» **GIVEN INSTRUCTION**: Leave the pictures out. Return all other data exactly.

» **MATERIAL FOR THIS EXERCISE**:

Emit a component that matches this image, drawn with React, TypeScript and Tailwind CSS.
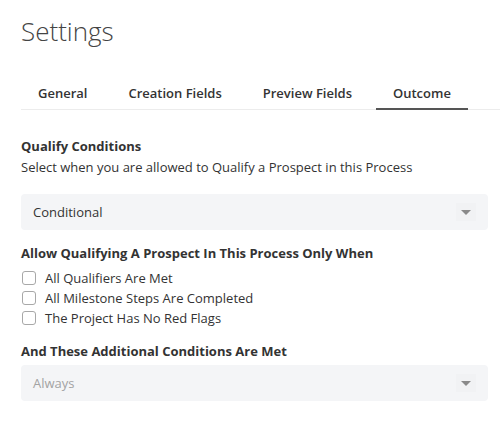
import React from "react";

const font = { fontFamily: '"Open Sans", "Liberation Sans", sans-serif' };

function Select({ value, placeholder }: { value: string; placeholder?: boolean }) {
  return (
    <div className="flex h-[36px] items-center justify-between rounded-[4px] bg-[#f4f5f7] pl-[12px] pr-[12px]">
      <span className={`text-[13px] leading-[20px] ${placeholder ? "text-[#a3a3a3]" : "text-[#333]"}`}>{value}</span>
      <span className="flex h-[18px] w-[20px] items-center justify-center bg-[#f1f2f4]">
        <svg width="10" height="5" viewBox="0 0 10 5">
          <path d="M0 0 L10 0 L5 5 Z" fill="#8a8a8a" />
        </svg>
      </span>
    </div>
  );
}

function Check({ label }: { label: string }) {
  return (
    <div className="flex h-[20px] items-center">
      <span className="ml-[1px] mr-[9px] h-[14px] w-[14px] rounded-[3px] border border-[#a8a8a8] bg-white" />
      <span className="text-[13px] leading-[20px] text-[#333]">{label}</span>
    </div>
  );
}

export default function App() {
  const tabs = ["General", "Creation Fields", "Preview Fields", "Outcome"];
  return (
    <div className="h-[422px] w-[500px] overflow-hidden bg-white pl-[21px]" style={font}>
      <div className="pt-[13px] text-[26px] font-light leading-[36px] text-[#444]">Settings</div>
      <div className="mt-[34px] flex gap-[7px] border-b border-[#ececec]">
        {tabs.map((t) => (
          <div
            key={t}
            className={`px-[17px] pb-[5px] text-[13px] font-semibold leading-[20px] text-[#333] ${
              t === "Outcome" ? "mb-[-1px] border-b-2 border-[#555]" : "mb-[-1px] border-b-2 border-transparent"
            }`}
          >
            {t}
          </div>
        ))}
      </div>
      <div className="pr-[12px]">
        <div className="mt-[26px] text-[13px] font-bold leading-[21px] text-[#333]">Qualify Conditions</div>
        <div className="text-[13px] leading-[21px] text-[#333]">
          Select when you are allowed to Qualify a Prospect in this Process
        </div>
        <div className="mt-[16px]">
          <Select value="Conditional" />
        </div>
        <div className="mt-[13px] text-[13px] font-bold leading-[21px] text-[#333]">
          Allow Qualifying A Prospect In This Process Only When
        </div>
        <div className="mt-[4px] flex flex-col">
          <Check label="All Qualifiers Are Met" />
          <Check label="All Milestone Steps Are Completed" />
          <Check label="The Project Has No Red Flags" />
        </div>
        <div className="mt-[13px] text-[13px] font-bold leading-[21px] text-[#333]">
          And These Additional Conditions Are Met
        </div>
        <div className="mt-[3px]">
          <Select value="Always" placeholder />
        </div>
      </div>
    </div>
  );
}
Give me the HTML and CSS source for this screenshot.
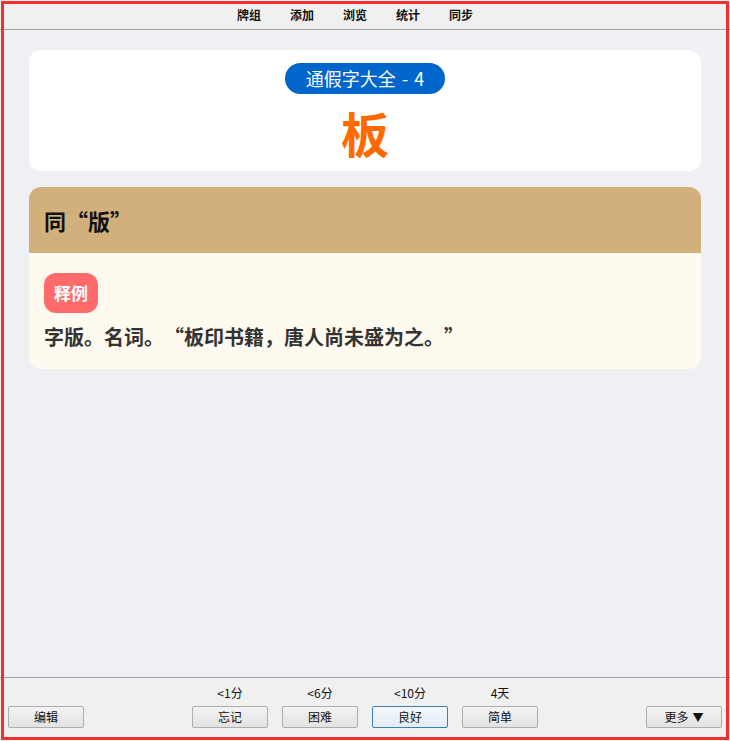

» **RESULT FOR THIS EXERCISE**:
Emit a component that matches this image, drawn with React, TypeScript and Tailwind CSS.
import React from "react";

const font = { fontFamily: '"Open Sans", "Liberation Sans", sans-serif' };

function Select({ value, placeholder }: { value: string; placeholder?: boolean }) {
  return (
    <div className="flex h-[36px] items-center justify-between rounded-[4px] bg-[#f4f5f7] pl-[12px] pr-[12px]">
      <span className={`text-[13px] leading-[20px] ${placeholder ? "text-[#a3a3a3]" : "text-[#333]"}`}>{value}</span>
      <span className="flex h-[18px] w-[20px] items-center justify-center bg-[#f1f2f4]">
        <svg width="10" height="5" viewBox="0 0 10 5">
          <path d="M0 0 L10 0 L5 5 Z" fill="#8a8a8a" />
        </svg>
      </span>
    </div>
  );
}

function Check({ label }: { label: string }) {
  return (
    <div className="flex h-[20px] items-center">
      <span className="ml-[1px] mr-[9px] h-[14px] w-[14px] rounded-[3px] border border-[#a8a8a8] bg-white" />
      <span className="text-[13px] leading-[20px] text-[#333]">{label}</span>
    </div>
  );
}

export default function App() {
  const tabs = ["General", "Creation Fields", "Preview Fields", "Outcome"];
  return (
    <div className="h-[422px] w-[500px] overflow-hidden bg-white pl-[21px]" style={font}>
      <div className="pt-[13px] text-[26px] font-light leading-[36px] text-[#444]">Settings</div>
      <div className="mt-[34px] flex gap-[7px] border-b border-[#ececec]">
        {tabs.map((t) => (
          <div
            key={t}
            className={`px-[17px] pb-[5px] text-[13px] font-semibold leading-[20px] text-[#333] ${
              t === "Outcome" ? "mb-[-1px] border-b-2 border-[#555]" : "mb-[-1px] border-b-2 border-transparent"
            }`}
          >
            {t}
          </div>
        ))}
      </div>
      <div className="pr-[12px]">
        <div className="mt-[26px] text-[13px] font-bold leading-[21px] text-[#333]">Qualify Conditions</div>
        <div className="text-[13px] leading-[21px] text-[#333]">
          Select when you are allowed to Qualify a Prospect in this Process
        </div>
        <div className="mt-[16px]">
          <Select value="Conditional" />
        </div>
        <div className="mt-[13px] text-[13px] font-bold leading-[21px] text-[#333]">
          Allow Qualifying A Prospect In This Process Only When
        </div>
        <div className="mt-[4px] flex flex-col">
          <Check label="All Qualifiers Are Met" />
          <Check label="All Milestone Steps Are Completed" />
          <Check label="The Project Has No Red Flags" />
        </div>
        <div className="mt-[13px] text-[13px] font-bold leading-[21px] text-[#333]">
          And These Additional Conditions Are Met
        </div>
        <div className="mt-[3px]">
          <Select value="Always" placeholder />
        </div>
      </div>
    </div>
  );
}
Give me the HTML and CSS source for this screenshot.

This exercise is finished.